Review the listing and copy each line that holds the word "components".

Code that builds pages:
········
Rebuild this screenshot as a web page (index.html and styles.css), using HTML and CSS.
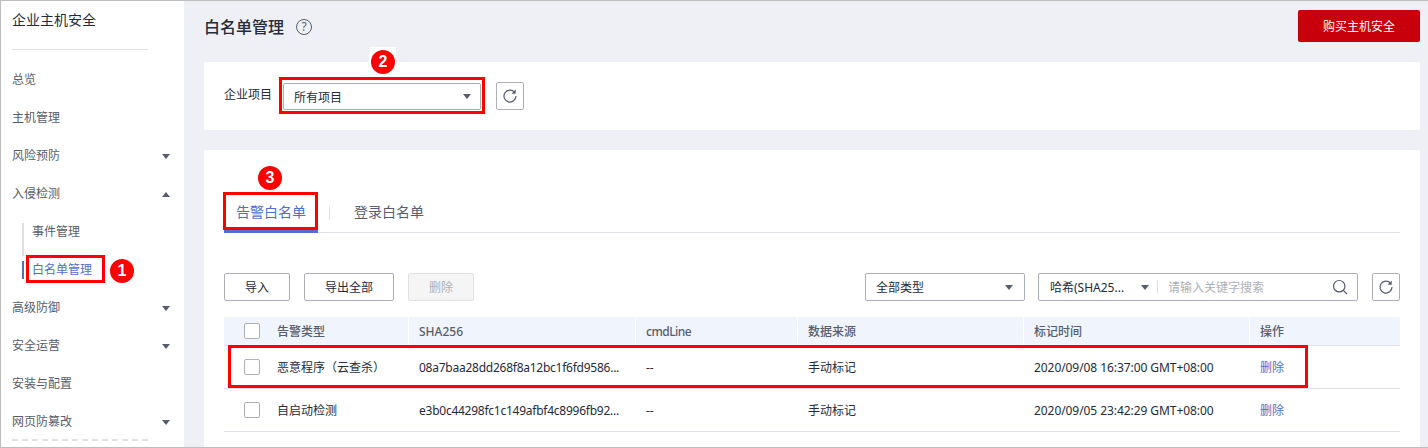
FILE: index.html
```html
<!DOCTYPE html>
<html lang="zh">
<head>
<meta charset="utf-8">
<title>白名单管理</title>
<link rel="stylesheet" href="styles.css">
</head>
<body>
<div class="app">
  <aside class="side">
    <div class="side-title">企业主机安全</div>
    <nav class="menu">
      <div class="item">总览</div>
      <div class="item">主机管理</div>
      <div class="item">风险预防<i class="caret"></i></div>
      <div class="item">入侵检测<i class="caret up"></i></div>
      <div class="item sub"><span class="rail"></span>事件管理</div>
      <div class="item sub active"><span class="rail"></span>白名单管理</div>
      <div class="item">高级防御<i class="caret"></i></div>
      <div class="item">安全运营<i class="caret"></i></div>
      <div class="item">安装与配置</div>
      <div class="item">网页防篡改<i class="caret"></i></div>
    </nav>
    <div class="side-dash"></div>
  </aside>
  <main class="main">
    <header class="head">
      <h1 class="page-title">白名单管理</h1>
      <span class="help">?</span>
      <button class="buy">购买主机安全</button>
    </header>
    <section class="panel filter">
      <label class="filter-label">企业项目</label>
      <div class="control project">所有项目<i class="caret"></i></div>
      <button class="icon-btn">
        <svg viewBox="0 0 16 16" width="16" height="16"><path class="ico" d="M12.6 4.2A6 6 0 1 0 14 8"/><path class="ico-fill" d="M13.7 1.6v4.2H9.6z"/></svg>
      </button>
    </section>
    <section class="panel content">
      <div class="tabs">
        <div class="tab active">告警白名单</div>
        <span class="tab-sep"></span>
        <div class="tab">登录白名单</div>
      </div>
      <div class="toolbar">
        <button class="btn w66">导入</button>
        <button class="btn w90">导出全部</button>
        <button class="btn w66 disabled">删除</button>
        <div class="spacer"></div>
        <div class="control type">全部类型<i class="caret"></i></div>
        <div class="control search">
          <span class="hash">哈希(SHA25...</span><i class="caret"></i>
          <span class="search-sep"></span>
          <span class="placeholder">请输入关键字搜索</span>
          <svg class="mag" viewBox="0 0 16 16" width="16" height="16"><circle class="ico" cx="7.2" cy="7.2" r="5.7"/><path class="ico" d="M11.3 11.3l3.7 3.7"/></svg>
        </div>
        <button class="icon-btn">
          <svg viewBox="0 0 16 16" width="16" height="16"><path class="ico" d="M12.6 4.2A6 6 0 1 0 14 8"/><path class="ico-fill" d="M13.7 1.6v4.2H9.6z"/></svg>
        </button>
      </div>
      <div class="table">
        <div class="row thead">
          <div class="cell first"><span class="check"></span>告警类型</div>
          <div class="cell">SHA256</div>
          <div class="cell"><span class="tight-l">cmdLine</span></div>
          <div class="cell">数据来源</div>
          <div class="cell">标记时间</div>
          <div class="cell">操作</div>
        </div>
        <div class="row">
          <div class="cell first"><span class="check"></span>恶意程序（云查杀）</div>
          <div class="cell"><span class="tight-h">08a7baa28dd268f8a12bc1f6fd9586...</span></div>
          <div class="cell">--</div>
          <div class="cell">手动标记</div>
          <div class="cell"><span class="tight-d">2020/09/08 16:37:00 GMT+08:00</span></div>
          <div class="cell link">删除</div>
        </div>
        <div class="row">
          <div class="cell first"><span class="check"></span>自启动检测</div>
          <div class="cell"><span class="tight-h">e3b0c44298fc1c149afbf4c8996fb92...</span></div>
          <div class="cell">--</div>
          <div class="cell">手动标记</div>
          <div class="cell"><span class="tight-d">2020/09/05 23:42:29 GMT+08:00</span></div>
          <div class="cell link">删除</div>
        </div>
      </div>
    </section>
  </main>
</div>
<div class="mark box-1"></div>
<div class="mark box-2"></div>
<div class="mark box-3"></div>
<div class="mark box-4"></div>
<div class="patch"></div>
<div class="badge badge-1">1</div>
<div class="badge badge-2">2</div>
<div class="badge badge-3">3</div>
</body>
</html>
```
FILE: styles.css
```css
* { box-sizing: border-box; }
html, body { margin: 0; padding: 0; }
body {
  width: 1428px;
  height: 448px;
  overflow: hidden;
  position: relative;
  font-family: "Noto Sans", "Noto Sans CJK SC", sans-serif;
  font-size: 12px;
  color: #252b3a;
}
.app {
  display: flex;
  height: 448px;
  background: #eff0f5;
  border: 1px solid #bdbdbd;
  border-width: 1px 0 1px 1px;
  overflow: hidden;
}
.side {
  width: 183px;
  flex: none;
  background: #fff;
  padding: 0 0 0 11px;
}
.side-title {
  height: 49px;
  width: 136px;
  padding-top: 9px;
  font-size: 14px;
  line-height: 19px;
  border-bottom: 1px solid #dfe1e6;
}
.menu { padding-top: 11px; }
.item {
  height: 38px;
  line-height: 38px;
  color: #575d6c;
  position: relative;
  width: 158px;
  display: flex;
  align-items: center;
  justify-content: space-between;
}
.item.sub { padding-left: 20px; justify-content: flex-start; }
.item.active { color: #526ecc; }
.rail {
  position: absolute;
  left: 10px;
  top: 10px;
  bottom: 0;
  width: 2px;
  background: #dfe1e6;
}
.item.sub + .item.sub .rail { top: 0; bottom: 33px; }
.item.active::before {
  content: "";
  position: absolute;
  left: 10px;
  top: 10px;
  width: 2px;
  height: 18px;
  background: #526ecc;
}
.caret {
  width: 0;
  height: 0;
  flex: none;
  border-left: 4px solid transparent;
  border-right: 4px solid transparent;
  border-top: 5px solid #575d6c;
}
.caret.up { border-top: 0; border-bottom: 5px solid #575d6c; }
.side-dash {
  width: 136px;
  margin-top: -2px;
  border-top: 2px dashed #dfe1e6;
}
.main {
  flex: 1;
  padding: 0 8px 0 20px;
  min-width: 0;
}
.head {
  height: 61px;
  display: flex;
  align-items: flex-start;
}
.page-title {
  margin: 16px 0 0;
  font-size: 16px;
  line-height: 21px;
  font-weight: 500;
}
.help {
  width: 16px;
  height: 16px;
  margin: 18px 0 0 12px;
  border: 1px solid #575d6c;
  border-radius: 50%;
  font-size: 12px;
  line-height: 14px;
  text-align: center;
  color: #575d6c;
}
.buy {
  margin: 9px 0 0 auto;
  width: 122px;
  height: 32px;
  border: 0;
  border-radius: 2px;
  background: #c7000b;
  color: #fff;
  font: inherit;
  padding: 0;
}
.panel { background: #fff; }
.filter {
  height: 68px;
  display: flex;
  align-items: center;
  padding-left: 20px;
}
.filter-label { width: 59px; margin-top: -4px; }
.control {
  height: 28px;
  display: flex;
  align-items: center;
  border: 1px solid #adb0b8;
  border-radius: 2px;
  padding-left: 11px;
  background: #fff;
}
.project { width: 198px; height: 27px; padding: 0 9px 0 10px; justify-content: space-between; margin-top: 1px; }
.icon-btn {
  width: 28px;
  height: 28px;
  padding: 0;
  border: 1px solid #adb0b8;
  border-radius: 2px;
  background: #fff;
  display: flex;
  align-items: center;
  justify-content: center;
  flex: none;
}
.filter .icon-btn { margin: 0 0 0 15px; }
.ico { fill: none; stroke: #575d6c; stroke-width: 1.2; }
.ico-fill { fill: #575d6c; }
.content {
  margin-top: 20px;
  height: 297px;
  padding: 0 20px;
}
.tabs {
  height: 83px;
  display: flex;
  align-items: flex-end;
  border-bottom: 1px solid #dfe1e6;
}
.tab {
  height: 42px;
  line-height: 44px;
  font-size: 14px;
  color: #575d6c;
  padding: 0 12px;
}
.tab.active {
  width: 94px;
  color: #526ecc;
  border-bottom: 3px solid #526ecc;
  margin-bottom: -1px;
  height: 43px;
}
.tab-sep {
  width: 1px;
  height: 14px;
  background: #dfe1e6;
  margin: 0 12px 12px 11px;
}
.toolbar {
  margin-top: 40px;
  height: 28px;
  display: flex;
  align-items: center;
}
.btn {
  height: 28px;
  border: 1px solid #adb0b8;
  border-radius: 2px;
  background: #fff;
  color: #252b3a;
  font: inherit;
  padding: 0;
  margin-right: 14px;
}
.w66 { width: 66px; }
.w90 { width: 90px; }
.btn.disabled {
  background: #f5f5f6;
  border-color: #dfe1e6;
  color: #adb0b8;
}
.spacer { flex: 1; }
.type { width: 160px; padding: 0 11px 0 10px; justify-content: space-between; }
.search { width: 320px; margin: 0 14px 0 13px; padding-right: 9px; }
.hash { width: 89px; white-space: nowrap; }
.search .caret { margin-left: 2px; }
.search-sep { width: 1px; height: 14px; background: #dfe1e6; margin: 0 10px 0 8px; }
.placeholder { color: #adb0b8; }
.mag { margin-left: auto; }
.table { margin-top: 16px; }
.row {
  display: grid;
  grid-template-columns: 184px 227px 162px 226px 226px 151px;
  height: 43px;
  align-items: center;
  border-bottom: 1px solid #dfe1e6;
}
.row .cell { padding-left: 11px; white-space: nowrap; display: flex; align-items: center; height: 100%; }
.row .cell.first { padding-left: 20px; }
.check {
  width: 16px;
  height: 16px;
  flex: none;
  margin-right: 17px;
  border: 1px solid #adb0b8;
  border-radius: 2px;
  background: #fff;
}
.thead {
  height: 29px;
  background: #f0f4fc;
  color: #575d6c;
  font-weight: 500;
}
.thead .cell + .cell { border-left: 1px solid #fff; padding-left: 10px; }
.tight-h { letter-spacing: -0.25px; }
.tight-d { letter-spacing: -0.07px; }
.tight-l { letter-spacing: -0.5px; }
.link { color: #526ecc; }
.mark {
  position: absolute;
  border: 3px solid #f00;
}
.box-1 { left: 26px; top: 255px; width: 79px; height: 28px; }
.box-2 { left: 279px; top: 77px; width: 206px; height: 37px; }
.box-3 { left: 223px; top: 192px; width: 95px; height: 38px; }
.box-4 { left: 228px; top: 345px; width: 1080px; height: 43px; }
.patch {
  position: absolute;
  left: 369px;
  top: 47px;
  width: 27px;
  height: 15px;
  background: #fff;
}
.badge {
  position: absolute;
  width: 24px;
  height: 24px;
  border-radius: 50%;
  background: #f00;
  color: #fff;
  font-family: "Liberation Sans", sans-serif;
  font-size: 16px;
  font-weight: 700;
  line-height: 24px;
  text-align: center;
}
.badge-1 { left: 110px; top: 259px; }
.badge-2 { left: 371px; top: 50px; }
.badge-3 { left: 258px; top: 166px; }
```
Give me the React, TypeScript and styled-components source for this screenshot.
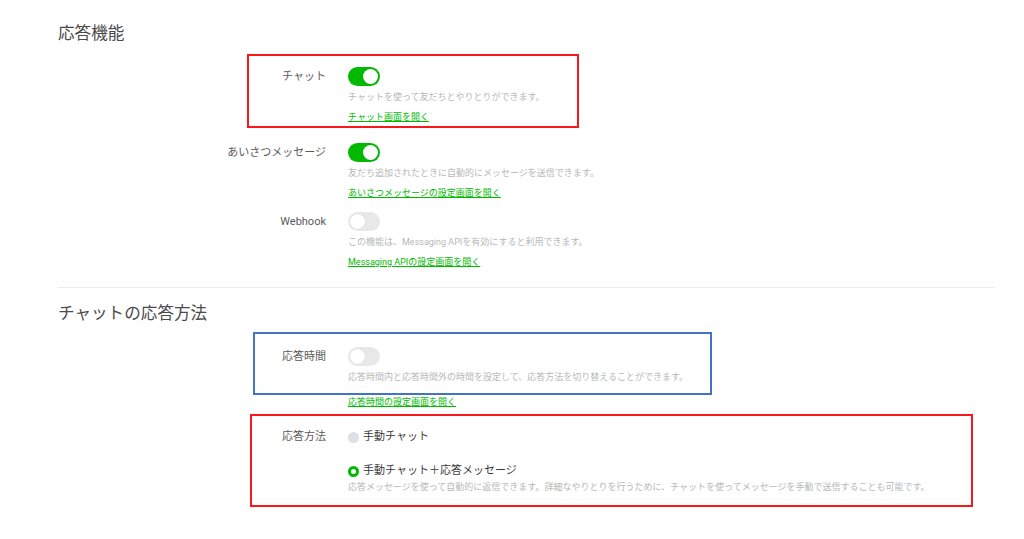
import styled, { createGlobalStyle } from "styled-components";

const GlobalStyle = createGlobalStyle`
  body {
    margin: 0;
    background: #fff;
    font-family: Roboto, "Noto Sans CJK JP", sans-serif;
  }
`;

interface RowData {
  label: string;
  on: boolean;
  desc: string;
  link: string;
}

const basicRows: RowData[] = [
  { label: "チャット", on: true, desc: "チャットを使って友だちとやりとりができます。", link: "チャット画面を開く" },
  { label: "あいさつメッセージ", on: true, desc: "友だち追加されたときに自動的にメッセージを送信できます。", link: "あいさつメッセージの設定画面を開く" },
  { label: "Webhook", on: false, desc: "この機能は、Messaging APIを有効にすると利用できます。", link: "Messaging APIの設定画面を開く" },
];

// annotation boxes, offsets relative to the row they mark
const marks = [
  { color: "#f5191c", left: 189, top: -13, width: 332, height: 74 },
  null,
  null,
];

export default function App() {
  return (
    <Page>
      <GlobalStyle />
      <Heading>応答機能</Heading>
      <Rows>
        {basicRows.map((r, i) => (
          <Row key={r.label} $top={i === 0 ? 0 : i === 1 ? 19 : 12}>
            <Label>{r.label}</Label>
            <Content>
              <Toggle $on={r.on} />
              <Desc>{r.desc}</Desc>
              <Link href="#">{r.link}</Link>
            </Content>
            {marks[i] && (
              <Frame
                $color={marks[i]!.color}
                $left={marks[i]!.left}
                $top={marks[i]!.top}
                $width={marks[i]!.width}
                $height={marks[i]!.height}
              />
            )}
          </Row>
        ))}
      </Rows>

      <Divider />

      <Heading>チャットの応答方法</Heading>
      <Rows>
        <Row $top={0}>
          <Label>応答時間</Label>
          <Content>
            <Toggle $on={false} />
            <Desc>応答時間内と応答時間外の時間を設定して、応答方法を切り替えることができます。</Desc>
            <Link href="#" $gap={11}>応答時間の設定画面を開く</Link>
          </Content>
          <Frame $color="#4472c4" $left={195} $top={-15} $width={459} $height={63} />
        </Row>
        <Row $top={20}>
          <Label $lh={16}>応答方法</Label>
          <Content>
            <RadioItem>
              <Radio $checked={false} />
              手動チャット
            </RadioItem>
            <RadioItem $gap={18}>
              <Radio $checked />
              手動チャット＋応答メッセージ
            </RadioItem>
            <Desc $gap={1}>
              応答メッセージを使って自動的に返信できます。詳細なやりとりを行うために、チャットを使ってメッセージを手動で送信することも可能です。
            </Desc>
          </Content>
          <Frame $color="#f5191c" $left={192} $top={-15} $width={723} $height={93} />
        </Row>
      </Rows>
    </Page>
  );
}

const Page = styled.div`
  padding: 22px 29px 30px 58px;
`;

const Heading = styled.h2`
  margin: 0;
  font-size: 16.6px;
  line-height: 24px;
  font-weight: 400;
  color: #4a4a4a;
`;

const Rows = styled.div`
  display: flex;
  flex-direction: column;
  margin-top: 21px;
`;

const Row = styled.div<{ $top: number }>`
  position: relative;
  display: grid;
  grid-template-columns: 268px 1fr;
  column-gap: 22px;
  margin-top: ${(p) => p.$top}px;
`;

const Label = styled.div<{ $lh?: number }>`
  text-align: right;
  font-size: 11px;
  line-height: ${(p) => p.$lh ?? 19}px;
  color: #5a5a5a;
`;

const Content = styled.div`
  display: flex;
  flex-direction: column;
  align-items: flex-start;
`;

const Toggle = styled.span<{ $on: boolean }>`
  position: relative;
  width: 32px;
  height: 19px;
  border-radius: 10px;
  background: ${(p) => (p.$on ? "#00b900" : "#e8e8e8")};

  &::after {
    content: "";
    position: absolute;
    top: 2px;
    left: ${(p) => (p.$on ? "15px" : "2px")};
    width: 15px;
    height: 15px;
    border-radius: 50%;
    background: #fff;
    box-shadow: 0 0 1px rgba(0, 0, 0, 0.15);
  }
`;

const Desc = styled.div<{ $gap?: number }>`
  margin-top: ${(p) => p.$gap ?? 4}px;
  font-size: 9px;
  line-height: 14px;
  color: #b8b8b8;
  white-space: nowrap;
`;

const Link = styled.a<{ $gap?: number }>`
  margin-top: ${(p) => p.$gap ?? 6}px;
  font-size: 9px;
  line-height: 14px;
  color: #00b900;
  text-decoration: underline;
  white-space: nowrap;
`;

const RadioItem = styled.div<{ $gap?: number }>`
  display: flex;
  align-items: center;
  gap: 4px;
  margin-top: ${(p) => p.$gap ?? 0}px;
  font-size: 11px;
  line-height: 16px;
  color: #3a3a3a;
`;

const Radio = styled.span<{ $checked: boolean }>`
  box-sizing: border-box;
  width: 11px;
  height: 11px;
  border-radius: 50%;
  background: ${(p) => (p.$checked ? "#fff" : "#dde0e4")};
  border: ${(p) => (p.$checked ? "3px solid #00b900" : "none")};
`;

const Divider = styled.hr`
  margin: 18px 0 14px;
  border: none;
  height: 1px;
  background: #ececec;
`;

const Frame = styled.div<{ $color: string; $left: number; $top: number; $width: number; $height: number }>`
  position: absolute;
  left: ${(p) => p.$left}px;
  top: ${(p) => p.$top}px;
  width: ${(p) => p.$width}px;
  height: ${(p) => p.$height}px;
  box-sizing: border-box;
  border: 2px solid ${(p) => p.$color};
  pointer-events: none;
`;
········
Solution:
Give me the React, TypeScript and styled-components source for this screenshot.
import styled, { createGlobalStyle } from "styled-components";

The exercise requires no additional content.